■ **Requirements**
Output the material word for word. Leave each picture out.
== Provided data ==
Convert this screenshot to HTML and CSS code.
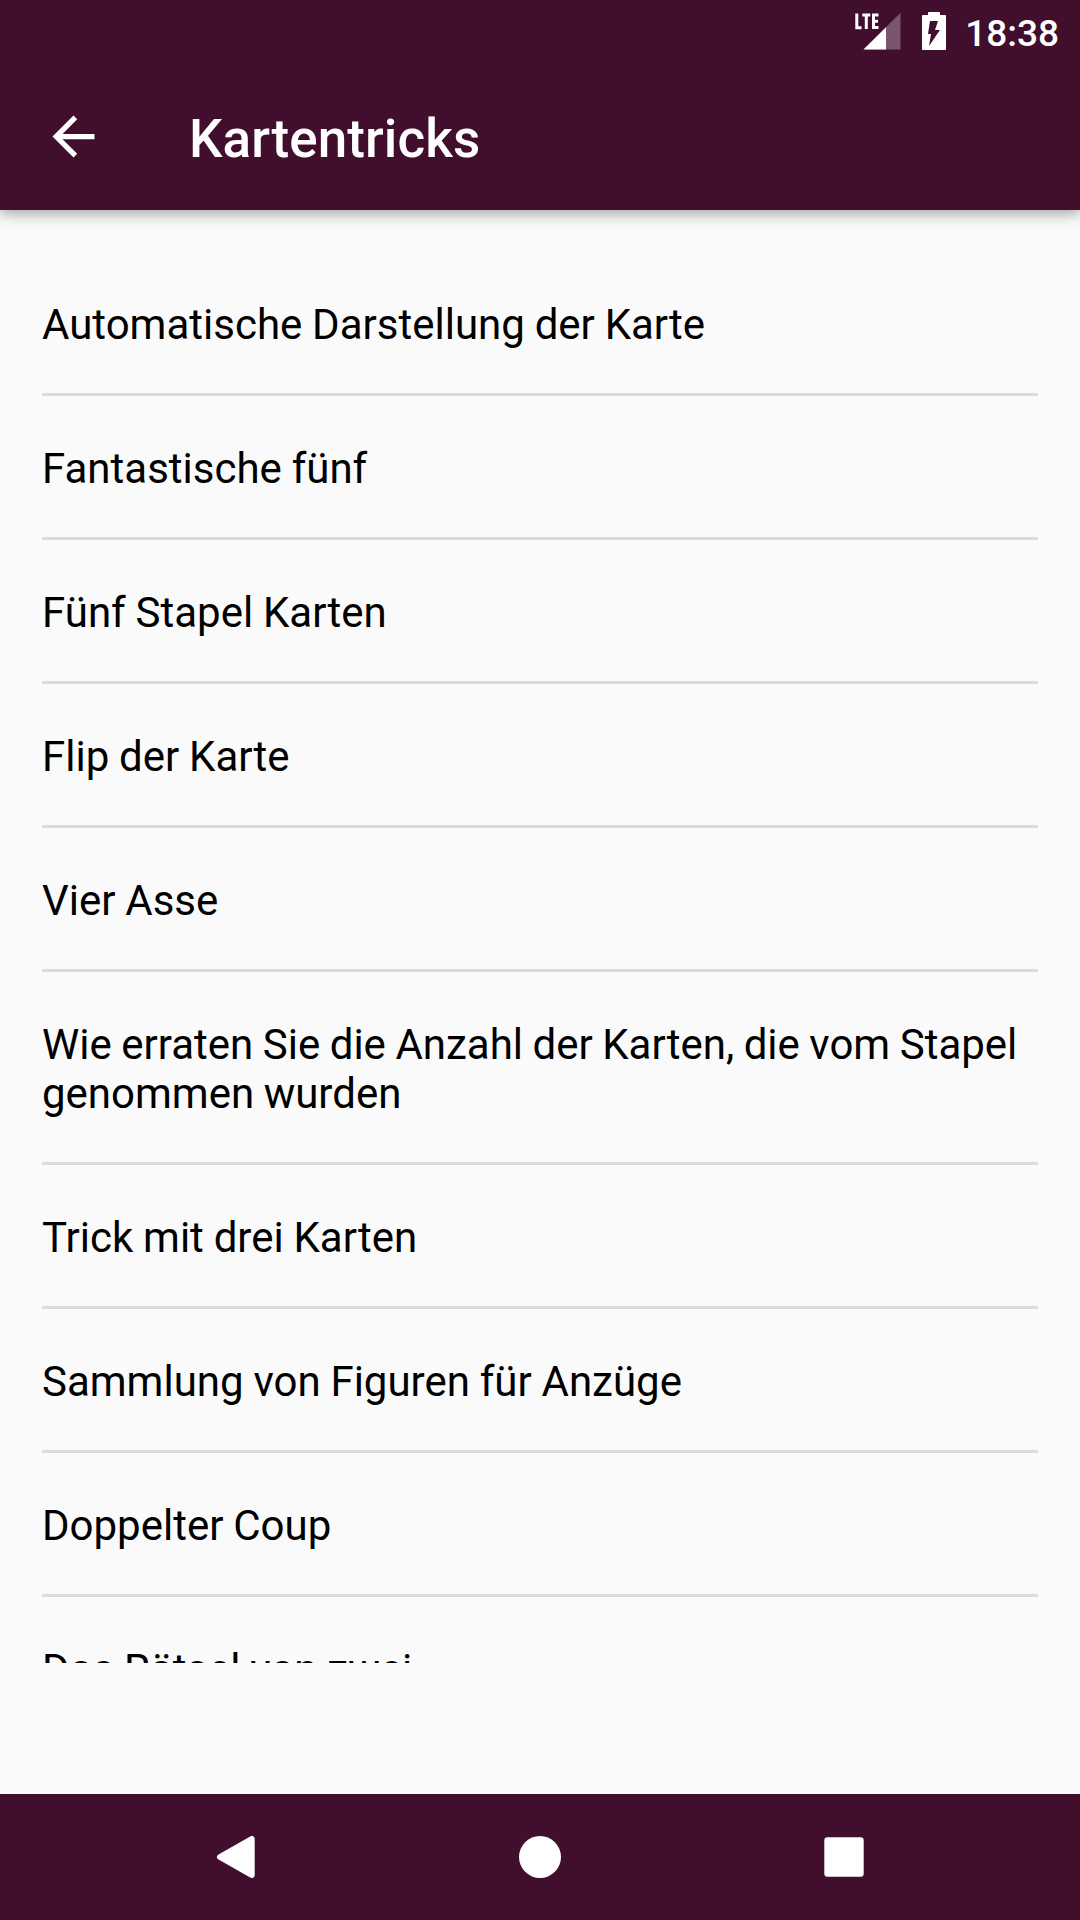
FILE: index.html
```html
<!DOCTYPE html>
<html lang="de">
  <head>
    <meta charset="utf-8">
    <meta name="viewport" content="width=device-width, initial-scale=1">
    <title>Kartentricks</title>
    <link rel="stylesheet" href="styles.css">
  </head>
  <body>
    <header class="header">
      <div class="status-bar">
        <svg class="signal" width="47" height="38" viewBox="0 0 47 38">
          <path d="M46.500 .8v36.700H9.500z" fill="#fff" fill-opacity=".3"/>
          <path d="M32 15.300v22.200H9.500z" fill="#fff"/>
          <path d="M2.800 1.500v14.300h4.700M8.300 3h8M12.300 3v14M24.500 3h-5v12.500h5M19.500 9.200h4.500" fill="none" stroke="#fff" stroke-width="3"/>
        </svg>
        <svg class="battery" width="24" height="38" viewBox="0 0 24 38">
          <path d="M7 0h10q1 0 1 1v2h5q1 0 1 1v33q0 1-1 1H1q-1 0-1-1V4q0-1 1-1h5V1q0-1 1-1z" fill="#fff"/>
          <path d="M8 9h8l-3 9h5L7 34l2-12H6z" fill="#410e2d"/>
        </svg>
        <span class="clock">18:38</span>
      </div>
      <div class="toolbar">
        <svg class="back" width="63" height="63" viewBox="0 0 24 24">
          <path d="M20 11H7.830l5.590-5.590L12 4l-8 8 8 8 1.410-1.410L7.830 13H20v-2z" fill="#fff"/>
        </svg>
        <h1 class="title">Kartentricks</h1>
      </div>
    </header>
    <main class="content">
      <ul class="list">
        <li>Automatische Darstellung der Karte</li>
        <li>Fantastische fünf</li>
        <li>Fünf Stapel Karten</li>
        <li>Flip der Karte</li>
        <li>Vier Asse</li>
        <li class="long">Wie erraten Sie die Anzahl der Karten, die vom Stapel genommen wurden</li>
        <li>Trick mit drei Karten</li>
        <li>Sammlung von Figuren für Anzüge</li>
        <li>Doppelter Coup</li>
        <li>Das Rätsel von zwei</li>
      </ul>
    </main>
    <nav class="nav-bar">
      <svg width="44" height="44" viewBox="0 0 44 44"><path d="M37.700 4v36L6 22z" fill="#fff" stroke="#fff" stroke-width="6" stroke-linejoin="round"/></svg>
      <svg width="44" height="44" viewBox="0 0 44 44"><circle cx="22" cy="22" r="21" fill="#fff"/></svg>
      <svg width="44" height="44" viewBox="0 0 44 44"><rect x="2.300" y="2.300" width="39.400" height="39.400" rx="3" fill="#fff"/></svg>
    </nav>
  </body>
</html>
```
FILE: styles.css
```css
* {
  box-sizing: border-box;
}

body {
  display: flex;
  flex-direction: column;
  height: 1920px;
  margin: 0;
  overflow: hidden;
  background-color: #fafafa;
  color: #000;
  font-family: Roboto, sans-serif;
}

.header {
  height: 210px;
  background-color: #410e2d;
  color: #fff;
  box-shadow: 0 3px 14px rgba(0, 0, 0, 0.38);
}

.status-bar {
  display: flex;
  justify-content: flex-end;
  height: 63px;
  padding: 12px 21px 0 0;
}

.battery {
  margin: 0 19px 0 21px;
}

.clock {
  width: 94px;
  font-size: 37px;
  font-weight: 500;
  line-height: 44px;
  text-align: right;
}

.toolbar {
  display: flex;
  align-items: center;
  height: 147px;
  padding-left: 42px;
}

.title {
  margin: 4px 0 0 84px;
  font-size: 53px;
  font-weight: 500;
  letter-spacing: 0.1px;
}

.content {
  height: 1453px;
  padding: 42px 42px 0;
  overflow: hidden;
}

.list {
  margin: 0;
  padding: 0;
  list-style: none;
}

.list li {
  padding: 48px 0 44px;
  border-bottom: 3px solid #dadada;
  font-size: 42px;
  line-height: 49px;
  word-spacing: -0.6px;
}

.list .long {
  word-spacing: -0.9px;
}

.nav-bar {
  display: flex;
  align-items: center;
  justify-content: space-between;
  height: 126px;
  margin-top: auto;
  padding: 0 214px;
  background-color: #410e2d;
}
```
===
■ **Output for this exercise**
Convert this screenshot to HTML and CSS code.
FILE: index.html
```html
<!DOCTYPE html>
<html lang="de">
  <head>
    <meta charset="utf-8">
    <meta name="viewport" content="width=device-width, initial-scale=1">
    <title>Kartentricks</title>
    <link rel="stylesheet" href="styles.css">
  </head>
  <body>
    <header class="header">
      <div class="status-bar">
        <svg class="signal" width="47" height="38" viewBox="0 0 47 38">
          <path d="M46.500 .8v36.700H9.500z" fill="#fff" fill-opacity=".3"/>
          <path d="M32 15.300v22.200H9.500z" fill="#fff"/>
          <path d="M2.800 1.500v14.300h4.700M8.300 3h8M12.300 3v14M24.500 3h-5v12.500h5M19.500 9.200h4.500" fill="none" stroke="#fff" stroke-width="3"/>
        </svg>
        <svg class="battery" width="24" height="38" viewBox="0 0 24 38">
          <path d="M7 0h10q1 0 1 1v2h5q1 0 1 1v33q0 1-1 1H1q-1 0-1-1V4q0-1 1-1h5V1q0-1 1-1z" fill="#fff"/>
          <path d="M8 9h8l-3 9h5L7 34l2-12H6z" fill="#410e2d"/>
        </svg>
        <span class="clock">18:38</span>
      </div>
      <div class="toolbar">
        <svg class="back" width="63" height="63" viewBox="0 0 24 24">
          <path d="M20 11H7.830l5.590-5.590L12 4l-8 8 8 8 1.410-1.410L7.830 13H20v-2z" fill="#fff"/>
        </svg>
        <h1 class="title">Kartentricks</h1>
      </div>
    </header>
    <main class="content">
      <ul class="list">
        <li>Automatische Darstellung der Karte</li>
        <li>Fantastische fünf</li>
        <li>Fünf Stapel Karten</li>
        <li>Flip der Karte</li>
        <li>Vier Asse</li>
        <li class="long">Wie erraten Sie die Anzahl der Karten, die vom Stapel genommen wurden</li>
        <li>Trick mit drei Karten</li>
        <li>Sammlung von Figuren für Anzüge</li>
        <li>Doppelter Coup</li>
        <li>Das Rätsel von zwei</li>
      </ul>
    </main>
    <nav class="nav-bar">
      <svg width="44" height="44" viewBox="0 0 44 44"><path d="M37.700 4v36L6 22z" fill="#fff" stroke="#fff" stroke-width="6" stroke-linejoin="round"/></svg>
      <svg width="44" height="44" viewBox="0 0 44 44"><circle cx="22" cy="22" r="21" fill="#fff"/></svg>
      <svg width="44" height="44" viewBox="0 0 44 44"><rect x="2.300" y="2.300" width="39.400" height="39.400" rx="3" fill="#fff"/></svg>
    </nav>
  </body>
</html>
```
FILE: styles.css
```css
* {
  box-sizing: border-box;
}

body {
  display: flex;
  flex-direction: column;
  height: 1920px;
  margin: 0;
  overflow: hidden;
  background-color: #fafafa;
  color: #000;
  font-family: Roboto, sans-serif;
}

.header {
  height: 210px;
  background-color: #410e2d;
  color: #fff;
  box-shadow: 0 3px 14px rgba(0, 0, 0, 0.38);
}

.status-bar {
  display: flex;
  justify-content: flex-end;
  height: 63px;
  padding: 12px 21px 0 0;
}

.battery {
  margin: 0 19px 0 21px;
}

.clock {
  width: 94px;
  font-size: 37px;
  font-weight: 500;
  line-height: 44px;
  text-align: right;
}

.toolbar {
  display: flex;
  align-items: center;
  height: 147px;
  padding-left: 42px;
}

.title {
  margin: 4px 0 0 84px;
  font-size: 53px;
  font-weight: 500;
  letter-spacing: 0.1px;
}

.content {
  height: 1453px;
  padding: 42px 42px 0;
  overflow: hidden;
}

.list {
  margin: 0;
  padding: 0;
  list-style: none;
}

.list li {
  padding: 48px 0 44px;
  border-bottom: 3px solid #dadada;
  font-size: 42px;
  line-height: 49px;
  word-spacing: -0.6px;
}

.list .long {
  word-spacing: -0.9px;
}

.nav-bar {
  display: flex;
  align-items: center;
  justify-content: space-between;
  height: 126px;
  margin-top: auto;
  padding: 0 214px;
  background-color: #410e2d;
}
```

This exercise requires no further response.